One case where this might be useful.

• You have un-sorted vectors of size 10^6, so sorting them and doing the match is in O(n log n) with n = 10^6.
• You need to do this operation 10^6 times (different vectors), complexity of O(n*n*log n).
• Maximum value is 10^9.

Using my idea with not with boolean but integer (incremented at each run) gives you a complexity of :

• "O(10^9)" to create the array (also same complexity of space)
• O(n) at each run, so O(n*n) for the total.

You are using more space but you've increased speed by a factor log(n) ~=20 in this case !

Answer 2

If the arrays are sorted you can do it in linear time and constant storage.

• Start with two pointers, one pointing at the smallest element of A, the other pointing to the largest element of B.
• Calculate the sum of the pointed to elements.
• If it is smaller than k increment the pointer into A so that it points to the next largest element.
• If it is larger than k decrement the pointer into B so that it points to the next smallest element.
• If it is exactly k you've found a pair. Move one of the pointers and keep going to find the next pair.

If the arrays are initially unsorted then you can first sort them then use the above algorithm. There a few different approaches for sorting them that you could use, depending on the type of data you expect:

• A comparison sort, e.g. Mergesort or Timsort.
• Counting sort.
• Radix sort.

A comparison sort will require O(n log n) time on average. The last two are faster than O(n log(n)) but can be impractical if the range of possible values in the input arrays is very large.

Answer 3

template< typename T >
std::vector< std::pair< T, T > >
find_pairs( 
    std::vector< T > const & a, std::vector< T > const & b, T const & k  ) {

    std::vector< std::pair< T, T > > matches;

    std::sort( a.begin(), a.end() );  // O( A * lg A )
    std::sort( b.begin(), b.end() );  // O( B * lg B )

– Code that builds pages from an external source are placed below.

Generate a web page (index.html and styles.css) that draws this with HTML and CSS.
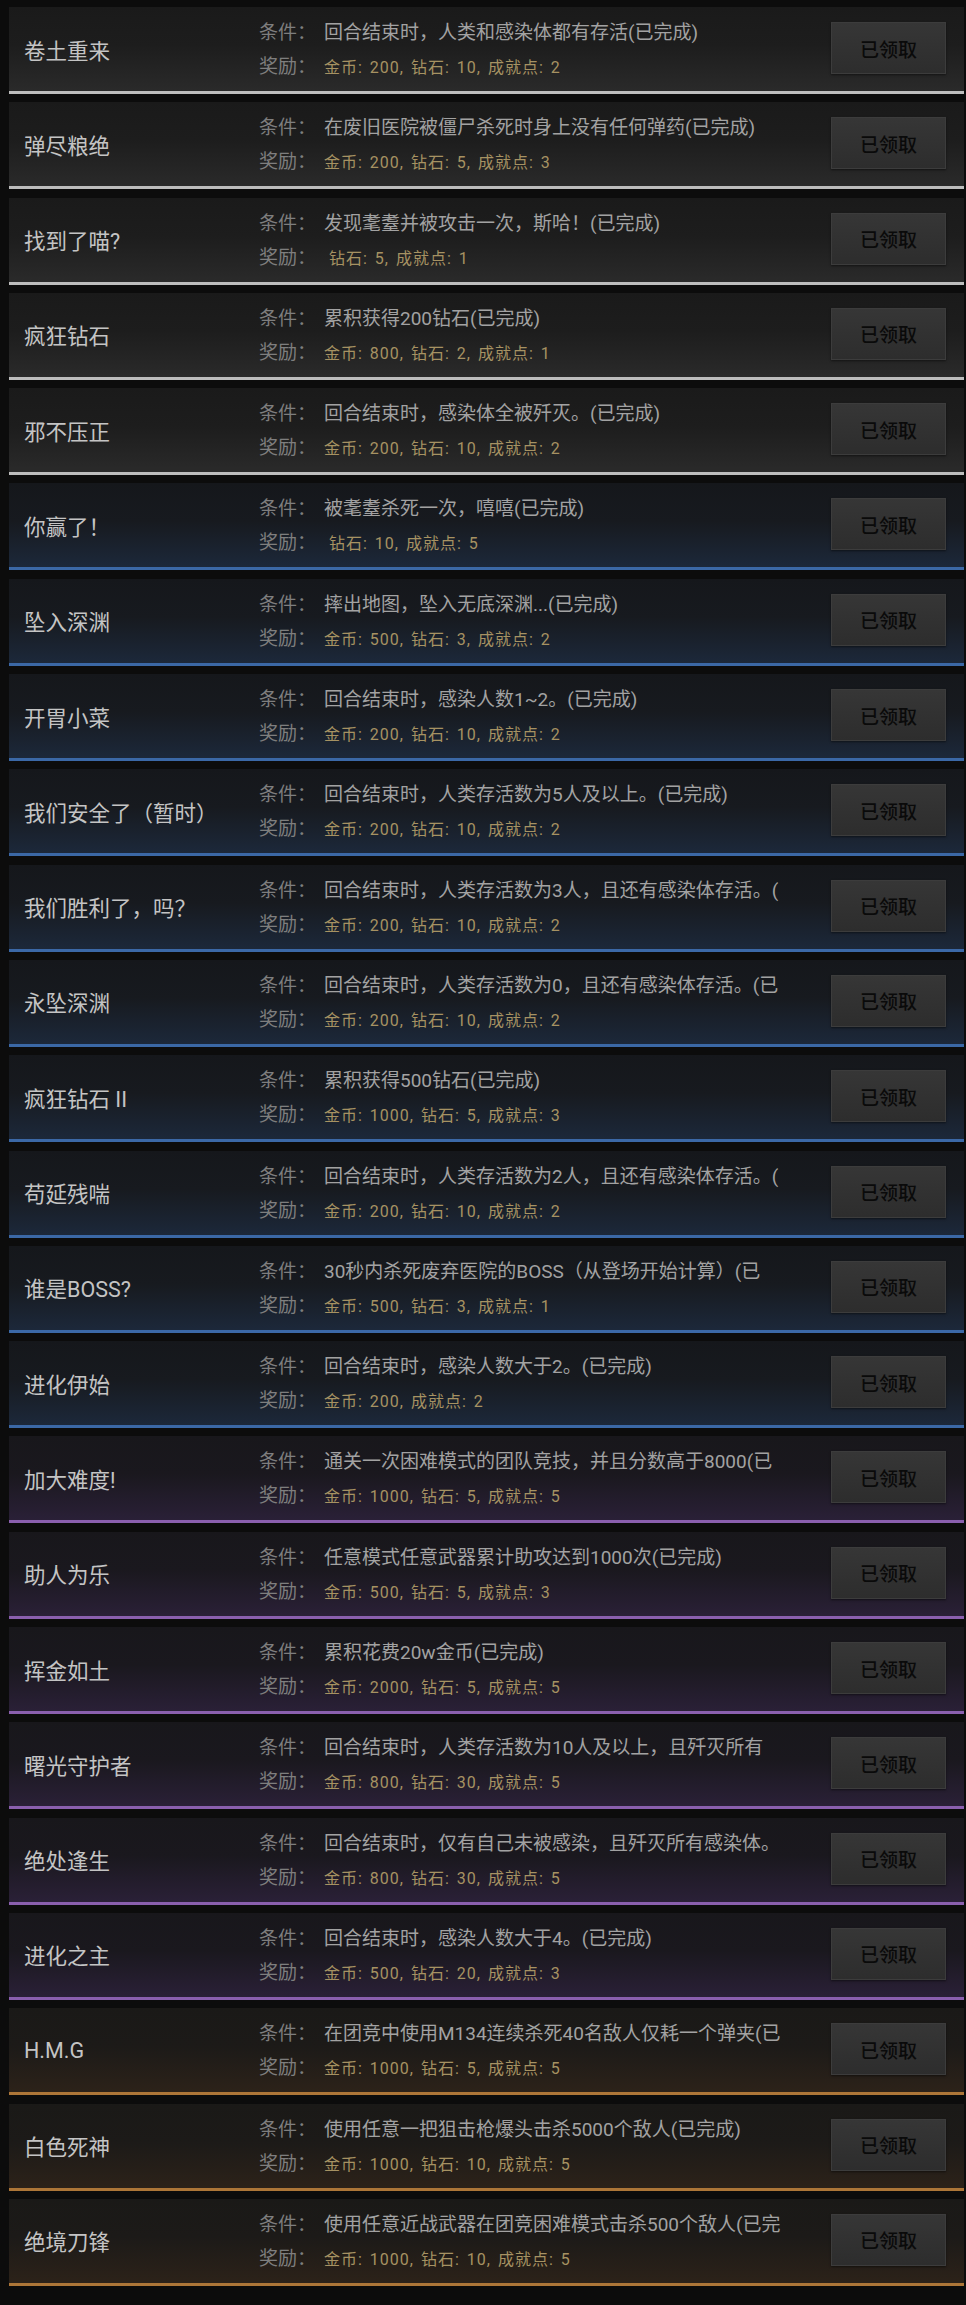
FILE: index.html
```html
<!DOCTYPE html>
<html lang="zh-CN">
<head>
    <meta charset="UTF-8">
    <meta name="viewport" content="width=device-width, initial-scale=1.0">
    <title>成就</title>
    <link rel="stylesheet" href="styles.css">
</head>
<body>
    <div class="list">
        <div class="card white">
            <div class="title">卷土重来</div>
            <div class="info">
                <div class="cond"><span class="label">条件：</span>回合结束时，人类和感染体都有存活(已完成)</div>
                <div class="reward"><span class="label">奖励：</span><span class="gold">金币: 200, 钻石: 10, 成就点: 2</span></div>
            </div>
            <div class="btn">已领取</div>
        </div>
        <div class="card white">
            <div class="title">弹尽粮绝</div>
            <div class="info">
                <div class="cond"><span class="label">条件：</span>在废旧医院被僵尸杀死时身上没有任何弹药(已完成)</div>
                <div class="reward"><span class="label">奖励：</span><span class="gold">金币: 200, 钻石: 5, 成就点: 3</span></div>
            </div>
            <div class="btn">已领取</div>
        </div>
        <div class="card white">
            <div class="title">找到了喵?</div>
            <div class="info">
                <div class="cond"><span class="label">条件：</span>发现耄耋并被攻击一次，斯哈！(已完成)</div>
                <div class="reward"><span class="label">奖励：</span><span class="gold lead">钻石: 5, 成就点: 1</span></div>
            </div>
            <div class="btn">已领取</div>
        </div>
        <div class="card white">
            <div class="title">疯狂钻石</div>
            <div class="info">
                <div class="cond"><span class="label">条件：</span>累积获得200钻石(已完成)</div>
                <div class="reward"><span class="label">奖励：</span><span class="gold">金币: 800, 钻石: 2, 成就点: 1</span></div>
            </div>
            <div class="btn">已领取</div>
        </div>
        <div class="card white">
            <div class="title">邪不压正</div>
            <div class="info">
                <div class="cond"><span class="label">条件：</span>回合结束时，感染体全被歼灭。(已完成)</div>
                <div class="reward"><span class="label">奖励：</span><span class="gold">金币: 200, 钻石: 10, 成就点: 2</span></div>
            </div>
            <div class="btn">已领取</div>
        </div>
        <div class="card blue">
            <div class="title">你赢了！</div>
            <div class="info">
                <div class="cond"><span class="label">条件：</span>被耄耋杀死一次，嘻嘻(已完成)</div>
                <div class="reward"><span class="label">奖励：</span><span class="gold lead">钻石: 10, 成就点: 5</span></div>
            </div>
            <div class="btn">已领取</div>
        </div>
        <div class="card blue">
            <div class="title">坠入深渊</div>
            <div class="info">
                <div class="cond"><span class="label">条件：</span>摔出地图，坠入无底深渊...(已完成)</div>
                <div class="reward"><span class="label">奖励：</span><span class="gold">金币: 500, 钻石: 3, 成就点: 2</span></div>
            </div>
            <div class="btn">已领取</div>
        </div>
        <div class="card blue">
            <div class="title">开胃小菜</div>
            <div class="info">
                <div class="cond"><span class="label">条件：</span>回合结束时，感染人数1~2。(已完成)</div>
                <div class="reward"><span class="label">奖励：</span><span class="gold">金币: 200, 钻石: 10, 成就点: 2</span></div>
            </div>
            <div class="btn">已领取</div>
        </div>
        <div class="card blue">
            <div class="title">我们安全了（暂时）</div>
            <div class="info">
                <div class="cond"><span class="label">条件：</span>回合结束时，人类存活数为5人及以上。(已完成)</div>
                <div class="reward"><span class="label">奖励：</span><span class="gold">金币: 200, 钻石: 10, 成就点: 2</span></div>
            </div>
            <div class="btn">已领取</div>
        </div>
        <div class="card blue">
            <div class="title">我们胜利了，吗？</div>
            <div class="info">
                <div class="cond"><span class="label">条件：</span>回合结束时，人类存活数为3人，且还有感染体存活。(</div>
                <div class="reward"><span class="label">奖励：</span><span class="gold">金币: 200, 钻石: 10, 成就点: 2</span></div>
            </div>
            <div class="btn">已领取</div>
        </div>
        <div class="card blue">
            <div class="title">永坠深渊</div>
            <div class="info">
                <div class="cond"><span class="label">条件：</span>回合结束时，人类存活数为0，且还有感染体存活。(已</div>
                <div class="reward"><span class="label">奖励：</span><span class="gold">金币: 200, 钻石: 10, 成就点: 2</span></div>
            </div>
            <div class="btn">已领取</div>
        </div>
        <div class="card blue">
            <div class="title">疯狂钻石 II</div>
            <div class="info">
                <div class="cond"><span class="label">条件：</span>累积获得500钻石(已完成)</div>
                <div class="reward"><span class="label">奖励：</span><span class="gold">金币: 1000, 钻石: 5, 成就点: 3</span></div>
            </div>
            <div class="btn">已领取</div>
        </div>
        <div class="card blue">
            <div class="title">苟延残喘</div>
            <div class="info">
                <div class="cond"><span class="label">条件：</span>回合结束时，人类存活数为2人，且还有感染体存活。(</div>
                <div class="reward"><span class="label">奖励：</span><span class="gold">金币: 200, 钻石: 10, 成就点: 2</span></div>
            </div>
            <div class="btn">已领取</div>
        </div>
        <div class="card blue">
            <div class="title">谁是BOSS?</div>
            <div class="info">
                <div class="cond"><span class="label">条件：</span>30秒内杀死废弃医院的BOSS（从登场开始计算）(已</div>
                <div class="reward"><span class="label">奖励：</span><span class="gold">金币: 500, 钻石: 3, 成就点: 1</span></div>
            </div>
            <div class="btn">已领取</div>
        </div>
        <div class="card blue">
            <div class="title">进化伊始</div>
            <div class="info">
                <div class="cond"><span class="label">条件：</span>回合结束时，感染人数大于2。(已完成)</div>
                <div class="reward"><span class="label">奖励：</span><span class="gold">金币: 200, 成就点: 2</span></div>
            </div>
            <div class="btn">已领取</div>
        </div>
        <div class="card purple">
            <div class="title">加大难度!</div>
            <div class="info">
                <div class="cond"><span class="label">条件：</span>通关一次困难模式的团队竞技，并且分数高于8000(已</div>
                <div class="reward"><span class="label">奖励：</span><span class="gold">金币: 1000, 钻石: 5, 成就点: 5</span></div>
            </div>
            <div class="btn">已领取</div>
        </div>
        <div class="card purple">
            <div class="title">助人为乐</div>
            <div class="info">
                <div class="cond"><span class="label">条件：</span>任意模式任意武器累计助攻达到1000次(已完成)</div>
                <div class="reward"><span class="label">奖励：</span><span class="gold">金币: 500, 钻石: 5, 成就点: 3</span></div>
            </div>
            <div class="btn">已领取</div>
        </div>
        <div class="card purple">
            <div class="title">挥金如土</div>
            <div class="info">
                <div class="cond"><span class="label">条件：</span>累积花费20w金币(已完成)</div>
                <div class="reward"><span class="label">奖励：</span><span class="gold">金币: 2000, 钻石: 5, 成就点: 5</span></div>
            </div>
            <div class="btn">已领取</div>
        </div>
        <div class="card purple">
            <div class="title">曙光守护者</div>
            <div class="info">
                <div class="cond"><span class="label">条件：</span>回合结束时，人类存活数为10人及以上，且歼灭所有</div>
                <div class="reward"><span class="label">奖励：</span><span class="gold">金币: 800, 钻石: 30, 成就点: 5</span></div>
            </div>
            <div class="btn">已领取</div>
        </div>
        <div class="card purple">
            <div class="title">绝处逢生</div>
            <div class="info">
                <div class="cond"><span class="label">条件：</span>回合结束时，仅有自己未被感染，且歼灭所有感染体。</div>
                <div class="reward"><span class="label">奖励：</span><span class="gold">金币: 800, 钻石: 30, 成就点: 5</span></div>
            </div>
            <div class="btn">已领取</div>
        </div>
        <div class="card purple">
            <div class="title">进化之主</div>
            <div class="info">
                <div class="cond"><span class="label">条件：</span>回合结束时，感染人数大于4。(已完成)</div>
                <div class="reward"><span class="label">奖励：</span><span class="gold">金币: 500, 钻石: 20, 成就点: 3</span></div>
            </div>
            <div class="btn">已领取</div>
        </div>
        <div class="card orange">
            <div class="title">H.M.G</div>
            <div class="info">
                <div class="cond"><span class="label">条件：</span>在团竞中使用M134连续杀死40名敌人仅耗一个弹夹(已</div>
                <div class="reward"><span class="label">奖励：</span><span class="gold">金币: 1000, 钻石: 5, 成就点: 5</span></div>
            </div>
            <div class="btn">已领取</div>
        </div>
        <div class="card orange">
            <div class="title">白色死神</div>
            <div class="info">
                <div class="cond"><span class="label">条件：</span>使用任意一把狙击枪爆头击杀5000个敌人(已完成)</div>
                <div class="reward"><span class="label">奖励：</span><span class="gold">金币: 1000, 钻石: 10, 成就点: 5</span></div>
            </div>
            <div class="btn">已领取</div>
        </div>
        <div class="card orange">
            <div class="title">绝境刀锋</div>
            <div class="info">
                <div class="cond"><span class="label">条件：</span>使用任意近战武器在团竞困难模式击杀500个敌人(已完</div>
                <div class="reward"><span class="label">奖励：</span><span class="gold">金币: 1000, 钻石: 10, 成就点: 5</span></div>
            </div>
            <div class="btn">已领取</div>
        </div>
    </div>
</body>
</html>
```
FILE: styles.css
```css
body {
    margin: 0;
    padding: 7px 2px 0 9px;
    min-height: 2305px;
    box-sizing: border-box;
    background: #0c0c0c;
    font-family: Roboto, "Noto Sans CJK SC", sans-serif;
}

.card {
    display: flex;
    height: 84px;
    margin-bottom: 8.3px;
    border-bottom: 3px solid #bdbdbd;
    background: linear-gradient(#1a1a1a, #1d1d1d 45%, #2a2a2a);
}
.card.white {
    border-bottom-color: #bdbdbd;
}
.card.blue {
    border-bottom-color: #3b68a6;
    background: linear-gradient(#15171b, #171a1f 45%, #1c283a);
}
.card.purple {
    border-bottom-color: #8a5fae;
    background: linear-gradient(#18171b, #1a181e 45%, #2a2037);
}
.card.orange {
    border-bottom-color: #ad7638;
    background: linear-gradient(#1a1917, #1c1a18 45%, #2c2219);
}

.title {
    width: 235px;
    padding-left: 15px;
    align-self: center;
    font-size: 21.5px;
    color: #c4c4c4;
    white-space: nowrap;
}

.info {
    flex-grow: 1;
    padding-top: 14px;
    white-space: nowrap;
    overflow: hidden;
}
.cond {
    font-size: 19px;
    line-height: 24px;
    color: #a2a2a2;
}
.reward {
    margin-top: 10px;
    font-size: 19px;
    line-height: 24px;
}
.label {
    display: inline-block;
    width: 65px;
    color: #7e7e7e;
}
.gold {
    font-size: 16px;
    color: #a69262;
    letter-spacing: 1px;
    word-spacing: 2px;
}
.gold.lead {
    padding-left: 5px;
}

.btn {
    width: 113px;
    height: 50px;
    margin: 15px 18px 0 0;
    display: flex;
    align-items: center;
    justify-content: center;
    border: 1px solid #3c3c3c;
    background: linear-gradient(#363636, #2d2d2d);
    box-shadow: 0 1px 2px rgba(0, 0, 0, 0.5);
    font-size: 19px;
    font-weight: 500;
    color: #0a0a0a;
}
```
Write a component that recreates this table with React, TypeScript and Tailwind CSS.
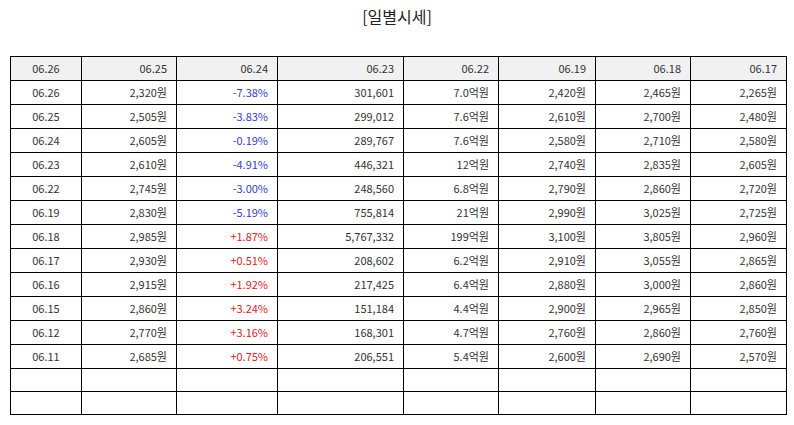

    typename std::vector< T >::const_iterator acit = a.begin();
    typename std::vector< T >::const_reverse_iterator bcit = b.rbegin();

    for( ; acit != a.end(); /* inside */ ) {
        for( ; bcit != b.rend(); /* inside */ ) {

            const T sum = *acit + *bcit;

            if( sum == k ) {
                matches.push_back( std::pair< T, T >( *acit, *bcit ) );
                ++acit;
                ++bcit;
            }
            else if( sum < k ) {
                ++acit;
            }
            else {  // sum > k
                ++bcit;
            }
        }
    }  // O( A + B )
    return matches;
}

Answer 4

I would create a hash table containing the elements of one array, then iterate the other array looking up k - a(n), generating an output element if the lookup succeeded. This will use O(n) space and time.

In C#, it might look like this:

var bSet = new HashSet(B);
var results = from a in A
              let b = k - a
              where bSet.Contains(b)
              select new { a, b };